As per RBI’s extant guidelines issued in 2010, banks are mandated not to seek collateral security for loans up to ₹10 lakh. Considering price rise, the Committee recommends to revise the collateral free loan limit to ₹20 lakh. The same should also apply to loans sanctioned under PMMY and to SHG based enterprises.

  • Portability of MSME loans

In order to provide loan portability in a seamless manner to MSMEs, the Committee recommends that RBI should come out with measures on portability of MSME loans with a lock in period of one year. In addition, the committee considers that there is a case for increasing the exposure limit of ₹5 crore for Regulatory Retail to at least ₹7.5 crore, which can benefit a large number of MSMEs.

  1. Reduce credit gap

With a view to reduce the credit gap, a new intermediary i.e., Loan Service Providers (LSPs) – who will be an agent of the borrowers is recommended for consideration by RBI. Further, the Committee recommends that the RBI should facilitate the creation of a Self-Regulatory Organization, on the lines of Association of Mutual Funds in India (AMFI) and Registered Investment Advisors (RIAs), to organize and provide light touch regulation for this category of players. The LSPs will offer individualized advice and should act in borrowers’ best interests, respecting fiduciary duties of disclosure, loyalty and prudence.
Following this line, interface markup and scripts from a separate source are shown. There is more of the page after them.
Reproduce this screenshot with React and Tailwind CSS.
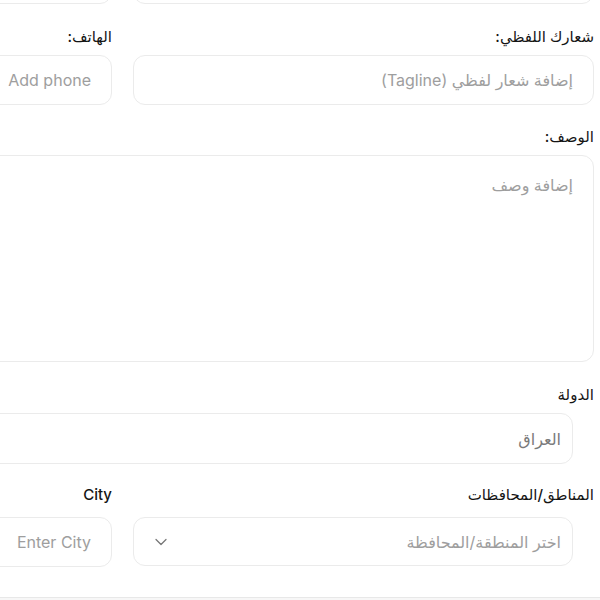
import React from 'react';
import { ChevronDown } from 'lucide-react';

const font = { fontFamily: 'Inter, "Noto Sans", "DejaVu Sans", sans-serif' };

const Label = ({ children, className = '' }) => (
  <label className={`block text-[15px] font-medium text-[#141414] leading-5 ${className}`}>{children}</label>
);

const Field = ({ placeholder, dir, className = '' }) => (
  <div
    dir={dir}
    className={`h-[50px] rounded-xl border border-[#ebebeb] bg-white flex items-center px-5 text-base text-[#9e9e9e] ${className}`}
  >
    <span className={dir === 'ltr' ? 'ml-auto' : ''}>{placeholder}</span>
  </div>
);

const App = () => {
  return (
    <div dir="rtl" className="w-[600px] h-[600px] overflow-hidden bg-white relative" style={font}>
      <div className="w-[1100px] pr-[6px]">
        <div className="grid grid-cols-[461px_461px] gap-x-[21px] -mt-[46px]">
          <div className="h-[50px] rounded-xl border border-[#ebebeb]" />
          <div className="h-[50px] rounded-xl border border-[#ebebeb]" />
        </div>

        <div className="grid grid-cols-[461px_461px] gap-x-[21px] mt-[23px]">
          <div>
            <Label className="mb-2">شعارك اللفظي:</Label>
            <Field placeholder="إضافة شعار لفظي (Tagline)" />
          </div>
          <div>
            <Label className="mb-2">الهاتف:</Label>
            <Field placeholder="Add phone" dir="ltr" />
          </div>
        </div>

        <div className="mt-[22px]">
          <Label className="mb-2">الوصف:</Label>
          <div className="h-[207px] rounded-xl border border-[#ebebeb] px-5 pt-[17px] text-base text-[#9e9e9e]">
            إضافة وصف
          </div>
        </div>

        <div className="mt-[22px]">
          <Label className="pt-[1px] mb-2">الدولة</Label>
          <div className="mr-[21px] h-[51px] rounded-xl border border-[#ebebeb] flex items-center px-[11px] text-base text-[#7a7a7a]">
            العراق
          </div>
        </div>

        <div className="grid grid-cols-[461px_461px] gap-x-[21px] mt-[21px]">
          <div>
            <Label className="mb-3">المناطق/المحافظات</Label>
            <div className="mr-[21px] h-[49px] rounded-xl border border-[#ebebeb] flex items-center justify-between pr-[11px] pl-[17px] text-base text-[#9e9e9e]">
              <span>اختر المنطقة/المحافظة</span>
              <ChevronDown size={20} strokeWidth={1.5} className="text-[#777]" />
            </div>
          </div>
          <div>
            <Label className="mb-3">City</Label>
            <Field placeholder="Enter City" dir="ltr" className="h-[49px]" />
          </div>
        </div>
      </div>
      <div className="absolute left-0 right-0 top-[597px] h-[10px] border-t border-[#e8e8e8] bg-[#f7f7f7]" />
    </div>
  );
};

export default App;
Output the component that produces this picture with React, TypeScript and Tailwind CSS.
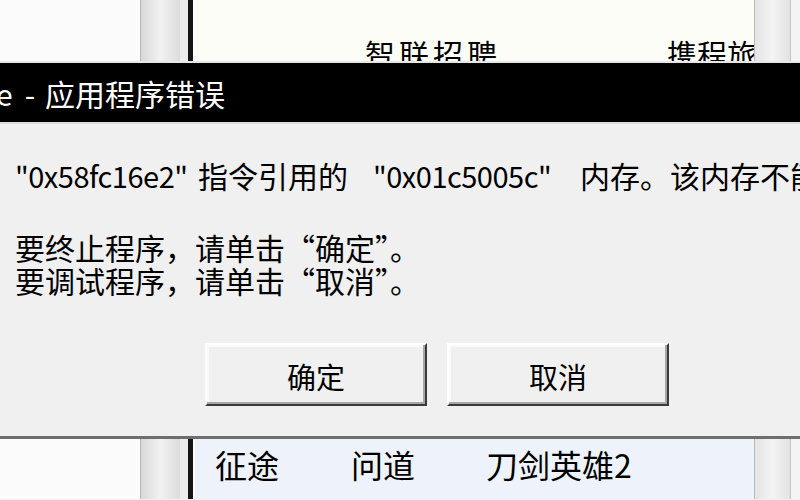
import React from 'react';

// Shared font stacks — the screenshot is an old Windows dialog, the CJK
// glyphs are closest to Noto Sans CJK SC.
const CJK = "font-['Noto_Sans_CJK_SC',sans-serif]";

// Classic raised Win32 button: white highlight on top/left, dark shade on
// bottom/right with a softer inner shade.
const BUTTON =
  'w-[222px] h-[63px] pt-[3px] flex items-center justify-center bg-[#f0f0f0] border-2 border-t-white border-l-white border-r-[#3a3a3a] border-b-[#3a3a3a] shadow-[inset_-2px_-2px_0_#a6a6a6,inset_2px_2px_0_#fafafa] text-[29px] text-black leading-none';

function Scrollbar({ width, light }: { width: string; light?: boolean }) {
  return (
    <div
      className={`${width} h-full shrink-0 border-l border-[#b8b8b8] ${
        light
          ? 'bg-gradient-to-r from-[#e4e4e4] via-[#f4f4f4] to-[#e2e2e2]'
          : 'bg-gradient-to-r from-[#d8d8d8] via-[#f2f2f2] to-[#dcdcdc]'
      }`}
    />
  );
}

// The window strip that peeks out above and below the dialog.
function BackWindow({
  height,
  panelBg,
  children,
}: {
  height: string;
  panelBg: string;
  children: React.ReactNode;
}) {
  return (
    <div className={`${height} flex w-full overflow-hidden`}>
      <div className="w-[140px] h-full shrink-0 bg-[#fbfbfb]" />
      <Scrollbar width="w-[40px]" />
      <div className="w-[8px] h-full shrink-0 bg-[#ececec]" />
      <div className="w-[5px] h-full shrink-0 bg-[#141414]" />
      <div className="w-[2px] h-full shrink-0 bg-white" />
      <div className={`w-[559px] h-full shrink-0 overflow-hidden ${panelBg}`}>
        {children}
      </div>
      <Scrollbar width="w-[36px]" light />
      <div className="w-[10px] h-full shrink-0 border-l border-[#c4c4c4] bg-[#f4f4f4]" />
    </div>
  );
}

export default function App() {
  return (
    <div className={`w-[800px] h-[500px] overflow-hidden bg-[#f0f0f0] ${CJK}`}>
      {/* window behind, top edge */}
      <div className="h-[63px] border-b-2 border-[#e6e6e6]">
        <BackWindow height="h-[61px]" panelBg="bg-[#fdfdf8]">
          <div className="flex pt-[38px] text-[30px] leading-none text-black whitespace-nowrap">
            <span className="ml-[170px] w-[302px] shrink-0 tracking-[4px]">智联招聘</span>
            <span className="shrink-0">携程旅行</span>
          </div>
        </BackWindow>
      </div>

      {/* title bar */}
      <div className="h-[61px] bg-black flex items-center text-white text-[30px] leading-none whitespace-nowrap border-b-2 border-[#dcdcdc]">
        <span className="-ml-[4px]">e</span>
        <span className="ml-[12px]">-</span>
        <span className="ml-[10px]">应用程序错误</span>
      </div>

      {/* dialog body */}
      <div className="h-[312px] bg-[#f0f0f0] pl-[15px] pt-[33px] text-black whitespace-nowrap overflow-hidden">
        <div className="h-[36px] flex items-center text-[30px] leading-none">
          <span className="w-[183px] shrink-0 text-[29px] tracking-[-0.5px]">"0x58fc16e2"</span>
          <span className="w-[175px] shrink-0">指令引用的</span>
          <span className="w-[207px] shrink-0 text-[29px] tracking-[-0.5px]">"0x01c5005c"</span>
          <span className="shrink-0">内存。该内存不能为“read”。</span>
        </div>
        <div className="mt-[38px] text-[30px] leading-[33px]">
          <div>要终止程序，请单击“确定”。</div>
          <div>要调试程序，请单击“取消”。</div>
        </div>
        <div className="mt-[46px] ml-[190px] flex gap-[20px]">
          <button className={BUTTON}>确定</button>
          <button className={BUTTON}>取消</button>
        </div>
      </div>

      {/* dialog bottom edge */}
      <div className="h-[3px] bg-[#6e6e6e]" />

      {/* window behind, bottom edge */}
      <BackWindow height="h-[60px]" panelBg="bg-[#eef3fb]">
        <div className="flex pl-[20px] pt-[9px] text-[32px] leading-none text-black whitespace-nowrap">
          <span className="w-[136px] shrink-0">征途</span>
          <span className="w-[135px] shrink-0">问道</span>
          <span className="shrink-0">刀剑英雄2</span>
        </div>
      </BackWindow>
    </div>
  );
}
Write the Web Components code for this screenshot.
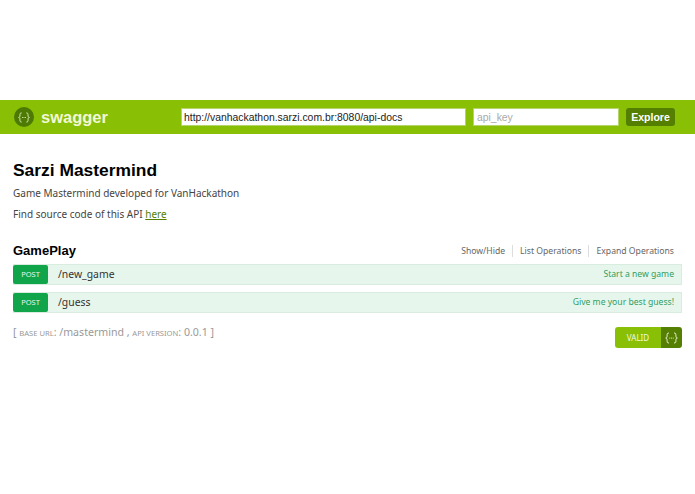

  1. Create Digital Public Infrastructure

The Committee recommends for creation of Digital Public Infrastructure that will have the potential to reduce loan-operating costs significantly. Furthermore, it will address information asymmetry that improves credit access and overall quality in the lending space. Under the Digital Public Infrastructure, deployment of E-Liens will lock the future incoming cash flows and would lead to better repayment rates.